Bu durumda, borçlunun tahliye işleminin durdurulması talebinin, icra müdürlüğünce şikayete konu 22.10.2015 ve 23/10/2015 tarihli kararları ile reddi yerindedir.

O halde mahkemece, şikayetin reddine karar verilmesi gerekirken, yazılı şekilde istemin kabulü yönünde hüküm tesisi isabetsizdir.

SONUÇ : Alacaklının temyiz itirazlarının kabulü ile mahkeme kararının yukarıda yazılı nedenlerle İİK'nun 366. ve HUMK’nun 428. maddeleri uyarınca (BOZULMASINA), peşin alınan harcın istek halinde iadesine, ilamın tebliğinden itibaren 10 gün içinde karar düzeltme yolu açık olmak üzere, 06/06/2017 gününde oybirliğiyle karar verildi.

Yargıtay 12. Hukuk Dairesi 2015/26014 Esas ve 2016/3380 Karar

Somut olayda, taşınmazda karşılaşılan kişiler alt kiracılar olduğunu ileri sürüp bu iddialarını desteklemek için ...'nca kira bedellerinin doğrudan taraflarına ödenmesine dair yazılan yazıyı ibraz etmiştir.

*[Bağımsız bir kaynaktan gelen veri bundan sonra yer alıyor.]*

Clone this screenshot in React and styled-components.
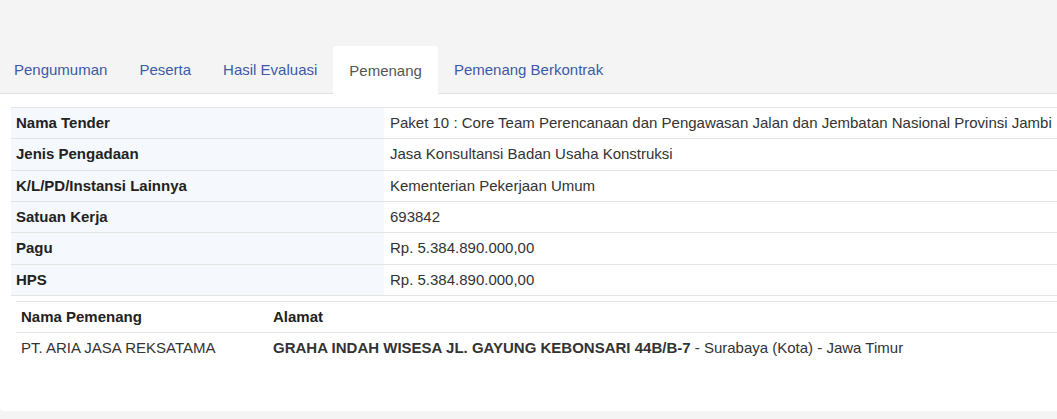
import React from 'react';
import styled, { createGlobalStyle } from 'styled-components';

const GlobalStyle = createGlobalStyle`
html, body {
    margin: 0;
    padding: 0;
    overflow: hidden;
    background: #f4f4f4;
    font-family: "Liberation Sans", Arial, sans-serif;
}
`;

const Page = styled.div`
width: 1057px;
height: 419px;
padding-top: 46px;
box-sizing: border-box;
background: #f4f4f4;
overflow: hidden;
`;

const TabList = styled.div`
display: flex;
height: 47px;
margin-left: -2px;
border-bottom: 1px solid #e2e2e2;
`;

const Tab = styled.div`
display: flex;
align-items: center;
height: ${props => props.active ? '48px' : '47px'};
padding: 0 16px;
box-sizing: border-box;
font-size: 15px;
white-space: nowrap;
color: ${props => props.active ? '#555' : '#3c5aa8'};
background: ${props => props.active ? '#fff' : 'transparent'};
border-radius: 3px 3px 0 0;
`;

const Panel = styled.div`
width: 1100px;
background: #fff;
padding: 13px 0 42px 11px;
box-sizing: border-box;
border-radius: 0 0 4px 4px;
`;

const InfoTable = styled.table`
width: 1070px;
border-collapse: collapse;
border-top: 1px solid #e4e4e4;
font-size: 15px;
line-height: 20.33px;
`;

const Row = styled.tr`
border-bottom: 1px solid #e4e4e4;
`;

const Label = styled.td`
width: 363px;
padding: 5px;
font-weight: bold;
color: #222;
background: #f5f8fc;
vertical-align: middle;
`;

const Value = styled.td`
padding: 5px 6px;
color: #333;
white-space: nowrap;
`;

const NestedCell = styled.td`
padding: 5px;
`;

const WinnerTable = styled.table`
width: 100%;
border-collapse: collapse;
border-top: 1px solid #e4e4e4;
font-size: 15px;
line-height: 20.33px;
`;

const HeadCell = styled.th`
text-align: left;
padding: 5px;
font-weight: bold;
color: #222;
border-bottom: 1px solid #e4e4e4;
width: ${props => props.width || 'auto'};
`;

const Cell = styled.td`
padding: 5px;
color: #333;
white-space: nowrap;
`;

const tabs = ['Pengumuman', 'Peserta', 'Hasil Evaluasi', 'Pemenang', 'Pemenang Berkontrak'];

const info = [
    ['Nama Tender', 'Paket 10 : Core Team Perencanaan dan Pengawasan Jalan dan Jembatan Nasional Provinsi Jambi'],
    ['Jenis Pengadaan', 'Jasa Konsultansi Badan Usaha Konstruksi'],
    ['K/L/PD/Instansi Lainnya', 'Kementerian Pekerjaan Umum'],
    ['Satuan Kerja', '693842'],
    ['Pagu', 'Rp. 5.384.890.000,00'],
    ['HPS', 'Rp. 5.384.890.000,00'],
];

const App = () => {
    return (
        <>
        <GlobalStyle />
        <Page>
            <TabList>
                {tabs.map(t => <Tab key={t} active={t === 'Pemenang'}>{t}</Tab>)}
            </TabList>
            <Panel>
                <InfoTable>
                    <tbody>
                        {info.map(([k, v]) => (
                            <Row key={k}>
                                <Label>{k}</Label>
                                <Value>{v}</Value>
                            </Row>
                        ))}
                        <tr>
                            <NestedCell colSpan={2}>
                                <WinnerTable>
                                    <thead>
                                        <tr>
                                            <HeadCell width="242px">Nama Pemenang</HeadCell>
                                            <HeadCell>Alamat</HeadCell>
                                        </tr>
                                    </thead>
                                    <tbody>
                                        <tr>
                                            <Cell>PT. ARIA JASA REKSATAMA</Cell>
                                            <Cell><b>GRAHA INDAH WISESA JL. GAYUNG KEBONSARI 44B/B-7</b> - Surabaya (Kota) - Jawa Timur</Cell>
                                        </tr>
                                    </tbody>
                                </WinnerTable>
                            </NestedCell>
                        </tr>
                    </tbody>
                </InfoTable>
            </Panel>
        </Page>
        </>
    );
};

export default App;
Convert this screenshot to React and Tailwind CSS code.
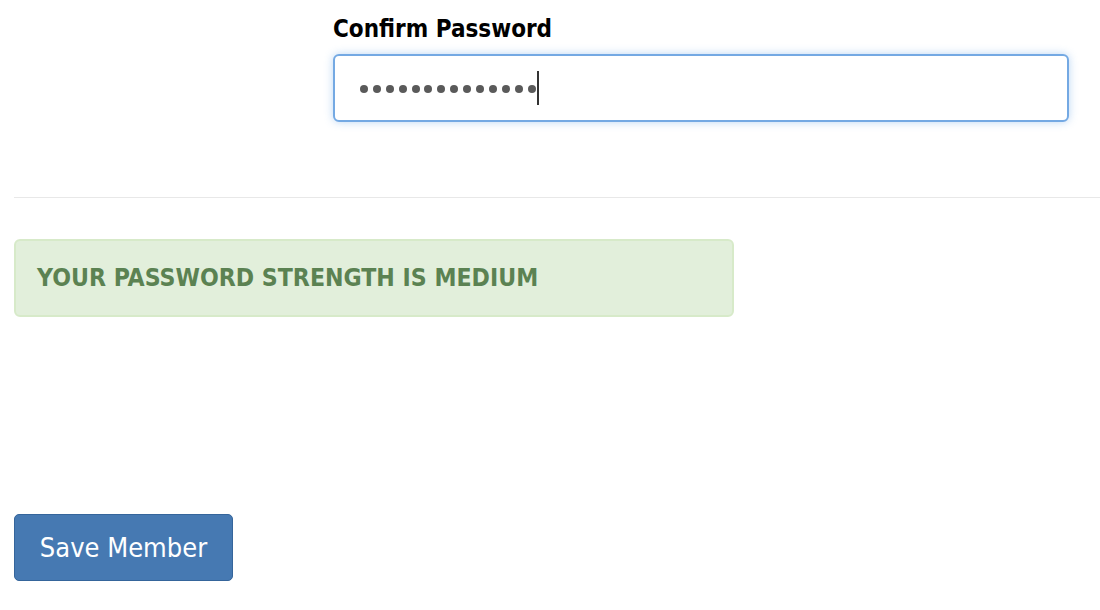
export default function App() {
    const font = {fontFamily: '"DejaVu Sans Condensed", "DejaVu Sans", Verdana, sans-serif'}
    const dots = Array.from({length: 14})

    return (
        <div className="w-[1100px] h-[610px] bg-white overflow-hidden" style={font}>
            {/*confirm password field*/}
            <div className="pl-[333px] pr-[31px] pt-[15px]">
                <label className="block text-[24px] font-bold text-black leading-[28px]">
                    Confirm Password
                </label>
                <div className="mt-[11px] h-[68px] rounded-[6px] border-2 border-[#74a9e3] bg-white shadow-[0_0_8px_rgba(102,163,230,0.45)] flex items-center pl-[25px]">
                    <div className="flex items-center gap-[4.9px] mt-[2px]">
                        {dots.map((_, i) => (
                            <span key={i} className="block w-[8px] h-[8px] rounded-full bg-[#5a5a5a]"></span>
                        ))}
                    </div>
                    <span className="inline-block w-[2px] h-[34px] bg-[#333] ml-[1px]"></span>
                </div>
            </div>

            <hr className="ml-[14px] mt-[75px] border-0 border-t border-[#e8e8e8]"/>

            {/*strength alert*/}
            <div className="ml-[14px] mt-[41px] w-[720px] h-[78px] rounded-[6px] border-2 border-[#d7eac9] bg-[#e2efdb] flex items-center pl-[21px]">
                <p className="text-[24.6px] font-bold text-[#5b8252] leading-none">
                    YOUR PASSWORD STRENGTH IS MEDIUM
                </p>
            </div>

            <div className="ml-[14px] mt-[197px]">
                <button className="h-[67px] w-[219px] rounded-[5px] border border-[#35659b] bg-[#4679b2] text-white text-[27px] leading-none">
                    Save Member
                </button>
            </div>
        </div>
    )
}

Taşınmazda karşılaşılan kişi kiracının kiracısı ise, kiracı “kira sözleşmesinde kiralananı başkasına devredebileceği konusunda kendisine tanınmış yetkiye dayanarak kiralananı başka bir kişiye kiralamışsa, kiracının kiracısı üçüncü kişi sayılmaz. Bu durumda icra müdürünün İİK'nun 276/2. maddesine göre tahliyeyi erteleyerek dosyayı icra mahkemesine sunması gerekir.

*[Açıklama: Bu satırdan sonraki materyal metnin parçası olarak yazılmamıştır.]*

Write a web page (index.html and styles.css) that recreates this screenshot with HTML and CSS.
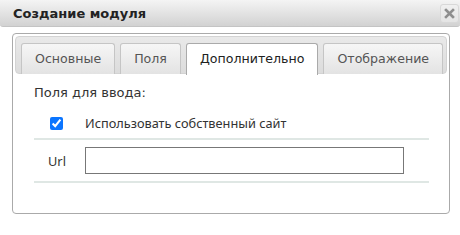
FILE: index.html
```html
<!DOCTYPE html>
<html>
	<head>
		<meta charset="UTF-8">
		<title>Создание модуля</title>
		<link rel="stylesheet" href="styles.css">
	</head>
	<body>
		<div class="dialog">
			<div class="titlebar">
				<span class="title">Создание модуля</span>
				<a class="close" href="#">
					<svg width="11" height="11" viewBox="0 0 11 11">
						<path d="M2 2 L9 9 M9 2 L2 9" stroke="#8e8e8e" stroke-width="2.6" stroke-linecap="square"/>
					</svg>
				</a>
			</div>
			<div class="content">
				<div class="tabs">
					<ul class="tabnav">
						<li><a href="#">Основные</a></li>
						<li><a href="#">Поля</a></li>
						<li class="active"><a href="#">Дополнительно</a></li>
						<li><a href="#">Отображение</a></li>
					</ul>
					<div class="panel">
						<div class="legend">Поля для ввода:</div>
						<table class="fields">
							<tr class="row-check">
								<td class="col1"><input type="checkbox" checked></td>
								<td class="col2">Использовать собственный сайт</td>
							</tr>
							<tr class="row-url">
								<td class="col1">Url</td>
								<td class="col2"><input type="text" class="url"></td>
							</tr>
						</table>
					</div>
				</div>
			</div>
		</div>
	</body>
</html>
```

FILE: styles.css
```css
*{
	margin: 0;
	padding: 0;
	list-style: none;
	box-sizing: border-box;
}
body{
	background-color: #fff;
	font-family: "DejaVu Sans", Verdana, sans-serif;
	font-size: 13px;
	color: #333;
}
.dialog{
	width: 460px;
	height: 235px;
}
.titlebar{
	height: 27px;
	display: flex;
	align-items: center;
	justify-content: space-between;
	padding: 0 1px 0 13px;
	background: linear-gradient(#f4f4f4, #d2d2d2);
	border-bottom: 1px solid #c4c4c4;
	border-radius: 0 0 3px 3px;
}
.title{
	font-weight: bold;
	font-size: 13px;
	color: #222;
}
.close{
	width: 19px;
	height: 19px;
	display: flex;
	align-items: center;
	justify-content: center;
	background: linear-gradient(#f0f0f0, #e4e4e4);
	border: 1px solid #d8d8d8;
	border-radius: 3px;
}
.content{
	padding: 6px 10px 0 12px;
}
.tabs{
	height: 181px;
	border: 1px solid #aaa;
	border-radius: 4px;
	padding: 2px;
}
.tabnav{
	display: flex;
	gap: 5px;
	padding: 6px 5px 0 5px;
	background: linear-gradient(#e9e9e9, #dcdcdc);
	border: 1px solid #d3d3d3;
	border-radius: 4px;
	height: 38px;
}
.tabnav li{
	height: 31px;
	border: 1px solid #c5c5c5;
	border-bottom: none;
	border-radius: 3px 3px 0 0;
	background: linear-gradient(#f6f6f6, #e3e3e3);
}
.tabnav li a{
	display: block;
	line-height: 30px;
	padding: 0 13px;
	font-size: 12.6px;
	color: #555;
	text-decoration: none;
}
.tabnav li.active{
	height: 32px;
	background: #fff;
	border-color: #aaa;
}
.tabnav li.active a{
	color: #212121;
}
.panel{
	padding: 11px 18px 0 19px;
}
.legend{
	line-height: 16px;
}
.fields{
	width: 100%;
	border-collapse: collapse;
	margin-top: 7px;
	font-family: "Noto Sans", "Open Sans", sans-serif;
	font-size: 12.75px;
}
.fields td{
	border-bottom: 2px solid #dfe7e4;
}
.col1{
	width: 46px;
	text-align: center;
}
.col2{
	padding-left: 5px;
}
.row-check td{
	height: 31px;
}
.row-check input{
	width: 13px;
	height: 13px;
	vertical-align: middle;
	margin-top: -2px;
	margin-left: -2px;
	accent-color: #0b75ff;
}
.row-url td{
	height: 43px;
}
.url{
	display: block;
	width: 319px;
	height: 27px;
	border: 1px solid #777;
}
```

İcra müdürlüğünce dosya İİK'nun 276/2. maddesi kapsamında icra mahkemesine gönderilmemiş ise de, üçüncü kişilerin şikayeti ile uyuşmazlık konusu icra mahkemesine gelmiştir. Bu durumda mahkemece duruşma açılıp yukarıda belirtilen ilkeler nazara alınarak şikayetçi üçüncü kişiler ve alacaklının sunduğu belgeler incelenip İİK'nun 276/2 ve 3. maddeleri kapsamında inceleme yapılarak oluşacak sonuca göre karar verilmesi gerekirken, dosya üzerinden eksik inceleme ile yazılı şekilde hüküm tesisi isabetsizdir.

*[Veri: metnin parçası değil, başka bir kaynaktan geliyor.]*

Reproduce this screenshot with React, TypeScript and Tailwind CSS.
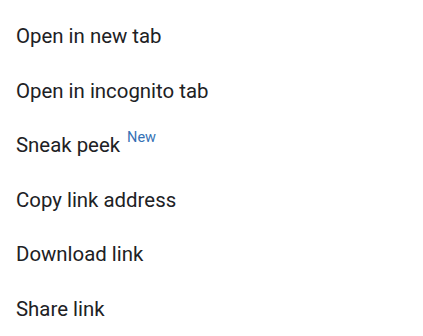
export default function App() {
  const items = [
    "Open in new tab",
    "Open in incognito tab",
    "Sneak peek",
    "Copy link address",
    "Download link",
    "Share link",
  ];
  return (
    <div className="w-[423px] h-[336px] bg-white overflow-hidden pt-[9px]" style={{ fontFamily: "Roboto, sans-serif" }}>
      {items.map((t) => (
        <div key={t} className="h-[54.6px] flex items-center pl-4 text-[20.4px] text-[#202124]">
          <span>{t}</span>
          {t === "Sneak peek" && (
            <span className="ml-[7px] -mt-[16px] text-[14.5px] text-[#3571b5]">New</span>
          )}
        </div>
      ))}
    </div>
  );
}
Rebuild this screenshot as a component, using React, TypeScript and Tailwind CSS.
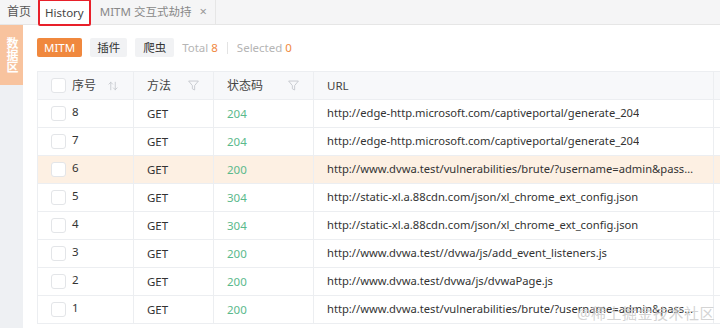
import React from 'react';

const rows = [
  { id: 8, method: 'GET', code: 204, url: 'http://edge-http.microsoft.com/captiveportal/generate_204' },
  { id: 7, method: 'GET', code: 204, url: 'http://edge-http.microsoft.com/captiveportal/generate_204' },
  { id: 6, method: 'GET', code: 200, url: 'http://www.dvwa.test/vulnerabilities/brute/?username=admin&password=password&Login=Login', active: true },
  { id: 5, method: 'GET', code: 304, url: 'http://static-xl.a.88cdn.com/json/xl_chrome_ext_config.json' },
  { id: 4, method: 'GET', code: 304, url: 'http://static-xl.a.88cdn.com/json/xl_chrome_ext_config.json' },
  { id: 3, method: 'GET', code: 200, url: 'http://www.dvwa.test//dvwa/js/add_event_listeners.js' },
  { id: 2, method: 'GET', code: 200, url: 'http://www.dvwa.test/dvwa/js/dvwaPage.js' },
  { id: 1, method: 'GET', code: 200, url: 'http://www.dvwa.test/vulnerabilities/brute/?username=admin&password=password&Login=Login' },
];

const FilterIcon = () => (
  <svg width="13" height="13" viewBox="0 0 16 16" fill="none" stroke="#c4c7cc" strokeWidth="1.1">
    <path d="M2 2.5h12l-4.6 5.6v5.4l-2.8-1.4v-4z" strokeLinejoin="round" />
  </svg>
);

const SortIcon = () => (
  <svg width="12" height="12" viewBox="0 0 16 16" fill="none" stroke="#c4c7cc" strokeWidth="1.1" strokeLinecap="round">
    <path d="M5 13V3M2.5 5.5 5 3l2.5 2.5" />
    <path d="M11 3v10M8.5 10.5 11 13l2.5-2.5" />
  </svg>
);

const Checkbox = () => (
  <span className="w-[15px] h-[15px] rounded-[3px] border border-[#e3e5e8] bg-white shrink-0" />
);

const cell = 'flex items-center border-r border-[#eceef1] px-[13px] min-w-0';

const App: React.FC = () => {
  return (
    <div
      className="relative w-[720px] h-[328px] overflow-hidden bg-white text-[12px] text-[#333]"
      style={{ fontFamily: '"Noto Sans", "Noto Sans CJK SC", sans-serif' }}
    >
      {/* tab bar */}
      <div className="flex items-stretch h-[25px] bg-[#f5f5f6] border-b border-[#e6e6e6]">
        <div className="flex items-center pl-[7px] pr-[7px] text-[#555]">首页</div>
        <div className="flex items-center px-[5px] bg-white border-2 border-[#e8202a] rounded-[2px] h-[27px] -mt-[1px] text-[#444] text-[11.5px]">History</div>
        <div className="flex items-center gap-[8px] pl-[9px] pr-[8px] text-[#888] border-r border-[#e6e6e6]">
          <span className="text-[11.5px]">MITM 交互式劫持</span>
          <span className="text-[#999] text-[13px]">×</span>
        </div>
      </div>

      <div className="flex h-[303px]">
        {/* side */}
        <div className="w-[23px] bg-[#eef0f3] flex flex-col">
          <div className="h-[60px] bg-[#f8c39e] flex items-center justify-center text-white text-[12px] font-bold leading-[13px] [writing-mode:vertical-rl]">
            数据区
          </div>
        </div>

        {/* main */}
        <div className="flex-1 pl-[14px] pt-[13px] overflow-hidden">
          <div className="flex items-center h-[19px] gap-[8px] text-[11.5px]">
            <span className="h-[19px] px-[7px] flex items-center rounded-[2px] bg-[#f0883e] text-white">MITM</span>
            <span className="h-[19px] px-[7px] flex items-center rounded-[2px] bg-[#f1f2f4] text-[#333]">插件</span>
            <span className="h-[19px] px-[8px] flex items-center rounded-[2px] bg-[#f1f2f4] text-[#333]">爬虫</span>
            <span className="text-[#b5b5b5]">
              Total <span className="text-[#f0883e]">8</span>
            </span>
            <span className="w-px h-[12px] bg-[#e3e3e3] mx-[1px]" />
            <span className="text-[#b5b5b5]">
              Selected <span className="text-[#f0883e]">0</span>
            </span>
          </div>

          <div className="mt-[14px] w-[720px] border-t border-l border-[#eceef1]">
            <div className="grid grid-cols-[96px_80px_100px_400px_1fr] h-[28px] bg-[#f7f8fa] border-b border-[#eceef1] text-[#444]">
              <div className={`${cell} gap-[6px]`}>
                <Checkbox />
                <span>序号</span>
                <span className="ml-auto mr-[1px]"><SortIcon /></span>
              </div>
              <div className={`${cell} justify-between`}>
                <span>方法</span>
                <FilterIcon />
              </div>
              <div className={`${cell} justify-between`}>
                <span>状态码</span>
                <FilterIcon />
              </div>
              <div className={`${cell} text-[11.5px]`}>URL</div>
              <div className={cell} />
            </div>
            {rows.map((r) => (
              <div
                key={r.id}
                className={`grid grid-cols-[96px_80px_100px_400px_1fr] h-[28px] border-b border-[#eceef1] ${r.active ? 'bg-[#fdf0e3]' : 'bg-white'}`}
              >
                <div className={`${cell} gap-[6px] text-[11.5px]`}>
                  <Checkbox />
                  <span className="-mt-[3px]">{r.id}</span>
                </div>
                <div className={`${cell} text-[11.5px]`}>{r.method}</div>
                <div className={`${cell} text-[11.5px] text-[#5bb98c]`}>{r.code}</div>
                <div className={`${cell} text-[11.2px]`}>
                  <span className="truncate">{r.url}</span>
                </div>
                <div className={cell} />
              </div>
            ))}
          </div>
        </div>
      </div>

      {/* watermark */}
      <div className="absolute right-[5px] bottom-[4px] text-[15px] text-[#c8c8c8]/80 tracking-[0.5px]">
        @稀土掘金技术社区
      </div>
    </div>
  );
};

export default App;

SONUÇ : Üçüncü kişilerin temyiz itirazlarının kısmen kabulü ile mahkeme kararının yukarıda yazılı nedenlerle İİK'nun 366 ve HUMK’nun 428. maddeleri uyarınca (BOZULMASINA), bozma nedenine göre sair temyiz itirazlarının bu aşamada incelenmesine yer olmadığına, peşin alınan harcın istek halinde iadesine, ilamın tebliğinden itibaren 10 gün içinde karar düzeltme yolu açık olmak üzere, 10.02.2016 gününde oybirliğiyle karar verildi.